Heavy DTC products like cooking wood face three shipping challenges: reinforced packaging to prevent damage in transit, carrier relationships that handle weight tiers above standard parcel rates, and margin management given that freight can consume 15% to 25% of product revenue. The brands winning this category have solved all three by investing in poly strapped box construction, negotiating direct carrier rates rather than relying on aggregator pricing, and pricing the product to absorb freight into the unit economics rather than treating shipping as a separate line item. For founders evaluating heavy freight categories, freight economics should be modeled at the unit level from day one, not added as an afterthought.
Evaluate emerging DTC categories using a four condition framework: appliance or hardware adoption creating new use cases, content culture making those use cases aspirational, shipping infrastructure making logistics feasible, and an education gap that early entrants can close. Run every category candidate against an 18 month filter by asking whether the underlying consumer behavior will still exist in 18 months. Structural behaviors (outdoor cooking, home fitness, premium pet nutrition) pass the filter. Cyclical or algorithm dependent behaviors (specific social media trends, short term wellness fads) do not. Categories that hit all four conditions and pass the filter are structurally ready for a focused DTC entrant.
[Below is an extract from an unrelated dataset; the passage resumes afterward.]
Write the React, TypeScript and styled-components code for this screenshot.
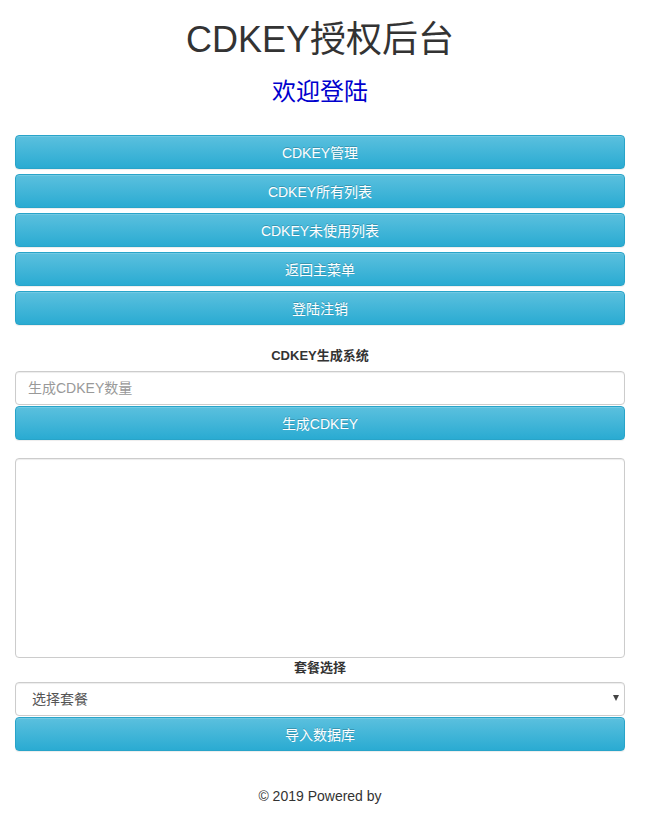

Shopify brands managing consumables and subscription reorders have several app options that vary by revenue stage. For brands at the $500K to $2M stage, Shopify Subscriptions (native, no monthly fee) handles basic replenishment flows with minimal operational overhead. For brands at $2M to $5M, Recharge offers deeper subscription customization and integrates with most major retention tools in the ecosystem. For brands at $5M and above, Skio and Loop provide advanced retention mechanics including dunning, pause flows, and AI powered churn prediction that matter more as the subscriber base scales. The right choice depends on current subscriber volume and the complexity of the reorder logic your product category requires.